Okay, sure. Let us assume that the CCP, and any company with a relationship there, can not be trusted.

This Executive Order does not apply to companies that have a relationship with the CCP. It is applied to, literally, only a single “company”. At a domestic level, this is more akin to the US government saying that Facebook can collect your private information, but Google can’t.

Further, this order applies only to WeChat, and not the rest of Tencent. If Tencent is going to be a national security risk, it needs to be a national security risk entirely. That means that other Tencent holdings (incuding Reddit, Riot Games, Clash of Clans (Supercell), Fortnite (Epic Games), and others), should also be banned. Instead, the only Tencent application being banned for “National Security” is the one that is primarily used by Chinese-Americans. The only one that gives a signal of “Trump is fighting back against ‘China’”.

But Chinese Apps can track locations, and that is why other apps aren’t affected!

This is a follow-on of the main claim against TikTok. WeChat on the other hand is not installed on as many phones as TikTok is; it is primarily used by those of Chinese decent, those with family within China, and those doing business with China. It’s a messenger app, that lets people communicate into China. Banning WeChat (specifically) is more an assault on people communicating with friends/family, or doing business with China, rather than the “National Security”.

At least we’ll stop the Chinese from getting this data!

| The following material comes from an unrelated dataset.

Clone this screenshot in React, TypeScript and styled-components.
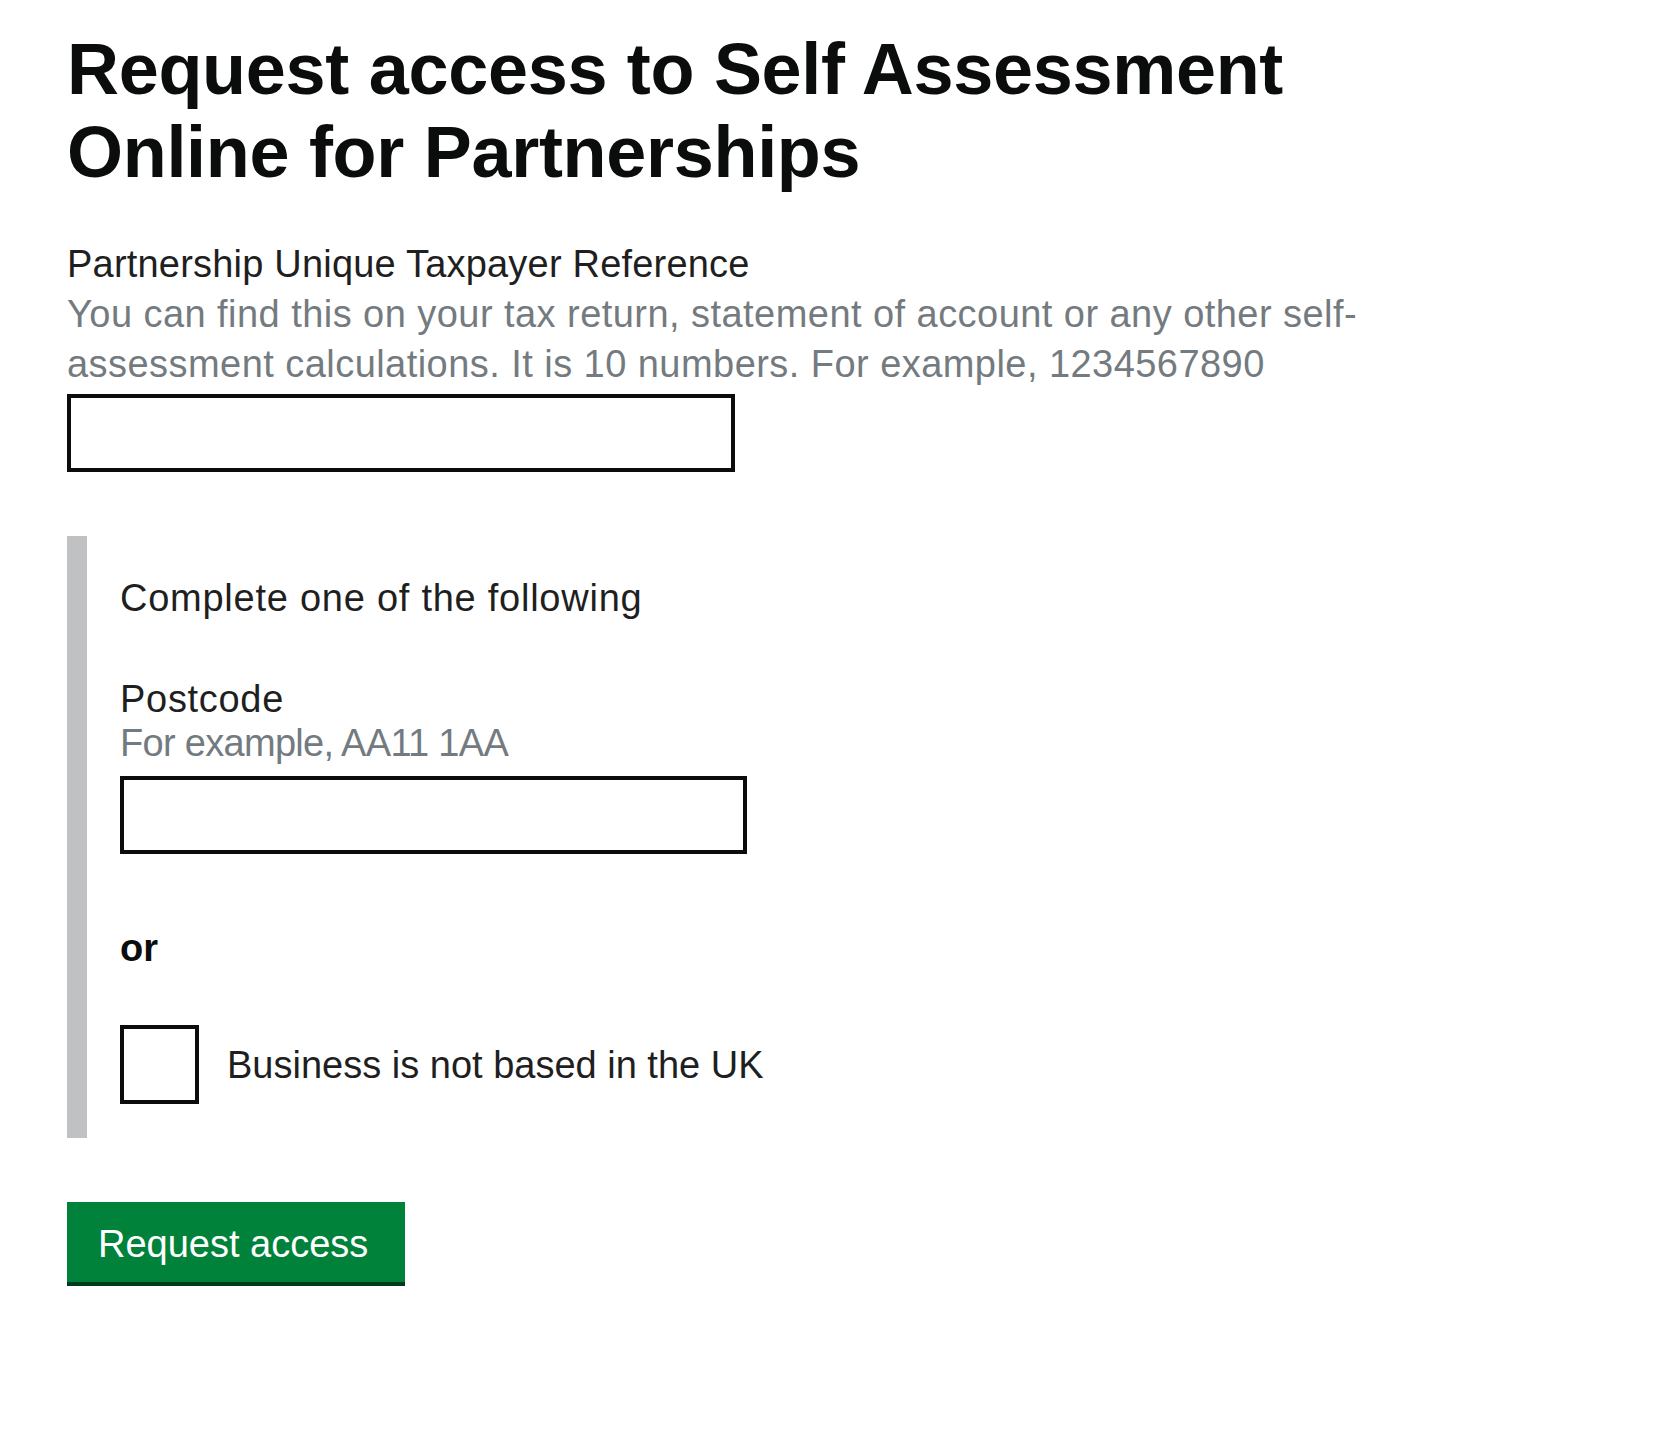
import React from "react";
import styled, { createGlobalStyle } from "styled-components";

const GlobalStyle = createGlobalStyle`
  html, body {
    margin: 0;
    padding: 0;
    background: #ffffff;
  }
  body {
    font-family: "Liberation Sans", Arial, sans-serif;
    color: #0b0c0c;
  }
  * { box-sizing: border-box; }
`;

const Page = styled.main`
  padding: 28px 67px 60px;
`;

const Heading = styled.h1`
  margin: 0 0 45px;
  max-width: 1300px;
  font-size: 72px;
  line-height: 83px;
  font-weight: 700;
  letter-spacing: -0.3px;
  color: #0b0c0c;
`;

const FormGroup = styled.div`
  display: flex;
  flex-direction: column;
  align-items: flex-start;
`;

const Label = styled.label<{ $tight?: boolean }>`
  display: block;
  font-size: 38px;
  line-height: ${(p) => (p.$tight ? "44px" : "50px")};
  letter-spacing: ${(p) => (p.$tight ? "0.7px" : "0.2px")};
  color: #1f1f1f;
`;

const Hint = styled.div<{ $tight?: boolean; $gap: number }>`
  max-width: 1300px;
  font-size: 38px;
  line-height: ${(p) => (p.$tight ? "44px" : "50px")};
  letter-spacing: ${(p) => (p.$tight ? "-0.7px" : "0.45px")};
  color: #747b80;
  margin-bottom: ${(p) => p.$gap}px;
`;

const TextInput = styled.input<{ $width: number }>`
  display: block;
  width: ${(p) => p.$width}px;
  height: 78px;
  margin: 0;
  padding: 0 10px;
  border: 4px solid #0b0c0c;
  border-radius: 0;
  background: #ffffff;
  font: inherit;
  font-size: 38px;
  outline: none;
`;

const Inset = styled.div`
  margin-top: 64px;
  padding: 37px 0 34px 33px;
  border-left: 20px solid #bfc1c3;
`;

const InsetLead = styled.p`
  margin: 0 0 54px;
  font-size: 38px;
  line-height: 50px;
  letter-spacing: 0.75px;
  color: #1f1f1f;
`;

const OrText = styled.p`
  margin: 69px 0 52px;
  font-size: 38px;
  line-height: 50px;
  font-weight: 700;
  color: #0b0c0c;
`;

const CheckboxRow = styled.label`
  display: flex;
  align-items: center;
  gap: 28px;
  cursor: pointer;
`;

const CheckBox = styled.span`
  display: block;
  width: 79px;
  height: 79px;
  border: 4px solid #0b0c0c;
  background: #ffffff;
  flex: none;
`;

const CheckLabel = styled.span`
  font-size: 38px;
  line-height: 50px;
  color: #1f1f1f;
`;

const Button = styled.button`
  display: inline-block;
  margin-top: 64px;
  padding: 23px 37px 19px 31px;
  border: 0;
  border-radius: 0;
  background: #00823b;
  box-shadow: 0 4px 0 #003a1c;
  color: #ffffff;
  font: inherit;
  font-size: 38px;
  line-height: 38px;
  cursor: pointer;
`;

export default function App() {
  return (
    <>
      <GlobalStyle />
      <Page>
        <Heading>Request access to Self Assessment Online for Partnerships</Heading>

        <FormGroup>
          <Label htmlFor="utr">Partnership Unique Taxpayer Reference</Label>
          <Hint $gap={5}>
            You can find this on your tax return, statement of account or any other self-assessment
            calculations. It is 10 numbers. For example, 1234567890
          </Hint>
          <TextInput id="utr" type="text" $width={668} />
        </FormGroup>

        <Inset>
          <InsetLead>Complete one of the following</InsetLead>
          <FormGroup>
            <Label htmlFor="postcode" $tight>
              Postcode
            </Label>
            <Hint $tight $gap={11}>
              For example, AA11 1AA
            </Hint>
            <TextInput id="postcode" type="text" $width={627} />
          </FormGroup>
          <OrText>or</OrText>
          <CheckboxRow>
            <CheckBox />
            <CheckLabel>Business is not based in the UK</CheckLabel>
          </CheckboxRow>
        </Inset>

        <Button type="button">Request access</Button>
      </Page>
    </>
  );
}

No. No you won’t. This is why, if the collection and aggregation of this level of personal information is a National Security risk, then it needs to addressed across the board. There is no shortage of open and exposed databases on the internet with personal information collected by incompetent American companies. If the argument is being made that the CCP has the resources to create a viral application explicitly to collect data about US citizens as a national security risk, they most definitely have the resources to collect and correlate already-existing data.